# End For Uk Fleet?



## PeterDD (Nov 9, 2009)

Lloyds List 10/5/11 reports that there is a move by HMRC to change the rules on tonnage tax:


"NO TONNAGE tax, no British shipping; it really is as crude as that. Only the introduction of the measure 10 years ago saved the maritime sector in the UK from complete and utter collapse.

So when top notch taxation accountants warn that planned changes could spark a mass departure from the UK flag, everybody concerned with the future of the industry in this country needs to take notice.

That is precisely what is presently on the cards, according to leading maritime beancounter Moore Stephens. HM Revenue & Customs wants to tweak the small print so that technical management of vessels, as well as commercial management, must be based in the UK if operators want to qualify for the scheme.

It is, of course, always necessary to discount for special pleading. Accusations are sometimes heard, particularly from the unions, that tonnage tax amounts to a generous handout to the undeserving rich, and in truth, such claims are not without foundation. Certainly, it is difficult to think of any other sector that enjoys special treatment on a comparable scale."

We live in a time of austerity - is it right to continue to give tax breaks to shipping companies that do not have technical management in the UK?


----------



## James_C (Feb 17, 2005)

No it is not, and never has been.
The Tonnage Tax is single handedly ruining the reputation of the British flag and British Seamen in general - it has done absolutely nothing for the latter.
The sooner it's gone the better.


----------



## Ray Mac (Sep 22, 2007)

James_C said:


> No it is not, and never has been.
> The Tonnage Tax is single handedly ruining the reputation of the British flag and British Seamen in general - it has done absolutely nothing for the latter.
> The sooner it's gone the better.


Very True, absolutely nowt for the British seamen. The Red Duster now a FOC.

Ray


----------



## stein (Nov 4, 2006)

And the Norwegians move to Britain for tax reasons. I read that John Fredriksen, with the world's largest tanker fleet, was now (I believe) Britain's seventh richest man? And I understand most of his shipping empire is London based? Might be owned elsewhere of course - but not in Norway.


----------



## Iain B (Apr 28, 2007)

I don't think there is any doubt that the Tonnage Tax scheme has kept alive British Shipping. If the Tonnage tax schemes go then it will surely have an effect on the size of the UK fleet and UK shipping infrastructure. What Tonnage tax has not achieved for British seamen is different question, but removing tonnage tax won't do anything to improve the prospects for British seamen and can only further weaken the UK maritime infrastructure? 

UK shipping makes a very significant contribution to the UK economy. I attach a summary of the latest Oxford Economics report which has now been published.

The full report can be found at this link 

http://www.maritimelondon.com/Maritime UK statistics.pdf

Regards

Iain 


British maritime services make £13bn contribution to UK GDP


A report assessing the importance of the UK maritime services sector - including ports, shipping and professional services - estimates that the sector creates 227,000 jobs or 0.8% of total UK employment. Produced by Oxford Economics on behalf of Maritime UK, the report entitled The Economic Impact of the UK Maritime Services Sector was presented to Secretary of State for Transport on 27 April.
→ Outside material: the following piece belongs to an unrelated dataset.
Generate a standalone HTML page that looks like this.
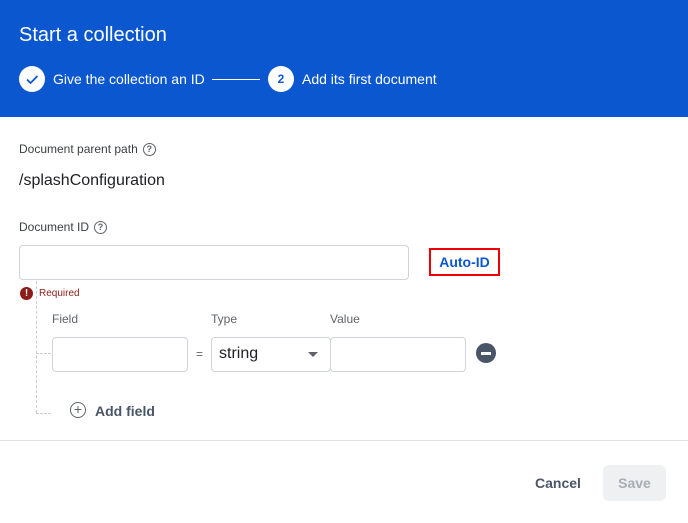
<!DOCTYPE html>
<html><head><style>
*{box-sizing:border-box;margin:0;padding:0}
body{width:688px;height:523px;background:#fff;font-family:"Liberation Sans",sans-serif;position:relative;overflow:hidden;color:#202124}
.hdr{position:absolute;left:0;top:0;width:688px;height:117px;background:#0b57d0}
.a{position:absolute;white-space:nowrap}
.box{position:absolute;border:1px solid #d0d4d8;border-radius:4px;background:#fff}
.q{display:inline-block;width:13px;height:13px;border:1.5px solid #5f6368;border-radius:50%;font-size:9px;text-align:center;line-height:10px;font-weight:bold;color:#5f6368;vertical-align:middle;margin-left:5px}
.lbl{font-size:12px;color:#3c4043}
.dv{position:absolute;border-left:1.5px dashed #c8ccd0}
.dh{position:absolute;border-top:1.5px dashed #c8ccd0}
</style></head><body>
<div class="hdr"></div>
<div class="a" style="left:19px;top:24px;font-size:20px;color:#fff">Start a collection</div>
<div class="a" style="left:19px;top:66px;width:26px;height:26px;border-radius:50%;background:#fff"><svg width="26" height="26"><path d="M8 13.5l3.5 3.5 7-7" stroke="#0b57d0" stroke-width="1.8" fill="none"/></svg></div>
<div class="a" style="left:53px;top:71px;font-size:14px;color:#fff">Give the collection an ID</div>
<div class="a" style="left:212px;top:79px;width:48px;height:1px;background:#fff"></div>
<div class="a" style="left:268px;top:66px;width:26px;height:26px;border-radius:50%;background:#fff;color:#0b57d0;font-size:12px;text-align:center;line-height:26px;font-weight:bold">2</div>
<div class="a" style="left:302px;top:71px;font-size:14px;color:#fff">Add its first document</div>

<div class="a lbl" style="left:19px;top:142px">Document parent path<span class="q">?</span></div>
<div class="a" style="left:19px;top:172px;font-size:16px">/splashConfiguration</div>
<div class="a lbl" style="left:19px;top:220px">Document ID<span class="q">?</span></div>
<div class="box" style="left:19px;top:245px;width:390px;height:35px"></div>
<div class="a" style="left:429px;top:248px;width:71px;height:28px;border:2px solid #e00;color:#0b57d0;font-size:14px;font-weight:bold;text-align:center;line-height:24px">Auto-ID</div>
<div class="a" style="left:20px;top:287px;width:13px;height:13px;border-radius:50%;background:#8c1d18;color:#fff;font-size:10px;font-weight:bold;text-align:center;line-height:13px">!</div>
<div class="a" style="left:39px;top:288px;font-size:10px;color:#8c1d18">Required</div>
<div class="dv" style="left:36px;top:281px;height:132px"></div>
<div class="dh" style="left:36px;top:353px;width:15px"></div>
<div class="dh" style="left:36px;top:413px;width:15px"></div>
<div class="a lbl" style="left:52px;top:312px;color:#5f6368">Field</div>
<div class="a lbl" style="left:211px;top:312px;color:#5f6368">Type</div>
<div class="a lbl" style="left:330px;top:312px;color:#5f6368">Value</div>
<div class="box" style="left:52px;top:337px;width:136px;height:35px"></div>
<div class="a" style="left:196px;top:347px;font-size:12px;color:#5f6368">=</div>
<div class="box" style="left:211px;top:337px;width:120px;height:35px"></div>
<div class="a" style="left:219px;top:345px;font-size:16px">string</div>
<div class="a" style="left:308px;top:352px;width:0;height:0;border-left:5px solid transparent;border-right:5px solid transparent;border-top:5px solid #5f6368"></div>
<div class="box" style="left:330px;top:337px;width:136px;height:35px"></div>
<div class="a" style="left:476px;top:343px;width:20px;height:20px;border-radius:50%;background:#4a5568"><div style="position:absolute;left:5px;top:9px;width:10px;height:2.5px;background:#fff"></div></div>
<div class="a" style="left:70px;top:402px;width:16px;height:16px;border:1.5px solid #5f6368;border-radius:50%;text-align:center;line-height:12px;font-size:14px;color:#5f6368">+</div>
<div class="a" style="left:95px;top:403px;font-size:14px;font-weight:bold;color:#4a5568">Add field</div>
<div class="a" style="left:0;top:440px;width:688px;height:1px;background:#e0e3e6"></div>
<div class="a" style="left:535px;top:475px;font-size:14px;font-weight:bold;color:#4a5568">Cancel</div>
<div class="a" style="left:603px;top:465px;width:63px;height:36px;border-radius:6px;background:#eef0f2;color:#a8adb4;font-size:14px;font-weight:bold;text-align:center;line-height:36px">Save</div>
</body></html>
Other key findings of the report are that the UK maritime services sector:


Contributes GBP 13.1 bn to UK GDP
The report estimates that the maritime services sector made a direct £13.1 billion value-added contribution to GDP or 0.9% of the UK total. Therefore, the maritime services sector made a larger contribution to UK GDP than both the civil engineering and electricity distribution industries.

Generates GBP3.1 bn for the UK Exchequer 
And, in addition, the maritime services sector directly generates over £3.1 billion (or 0.6% of total government revenue) for the UK Exchequer, through a combination of taxes paid by both employees and firms in the industry.

The industry also supports considerable activity in other sectors. 
Service providers will source goods and services from UK-based suppliers, which, in turn, have their own suppliers (some of whom will be based in the UK) and so on. In addition, people employed by the maritime services sector and its suppliers will spend their wages on other goods and services in the UK economy. Such effects are typically referred to as the indirect and induced impacts.

Including indirect and induced effects, it supported 531,000 jobs and contributed GBP26.5 bn to UK GDP
Including direct, indirect and induced impacts, the maritime services sector is estimated to support 531,000 jobs or 1.8% of total employment. Moreover, once these multiplier effects are accounted for, the sector makes a value added contribution of £26.5 billion (1.9% of total) to UK GDP. 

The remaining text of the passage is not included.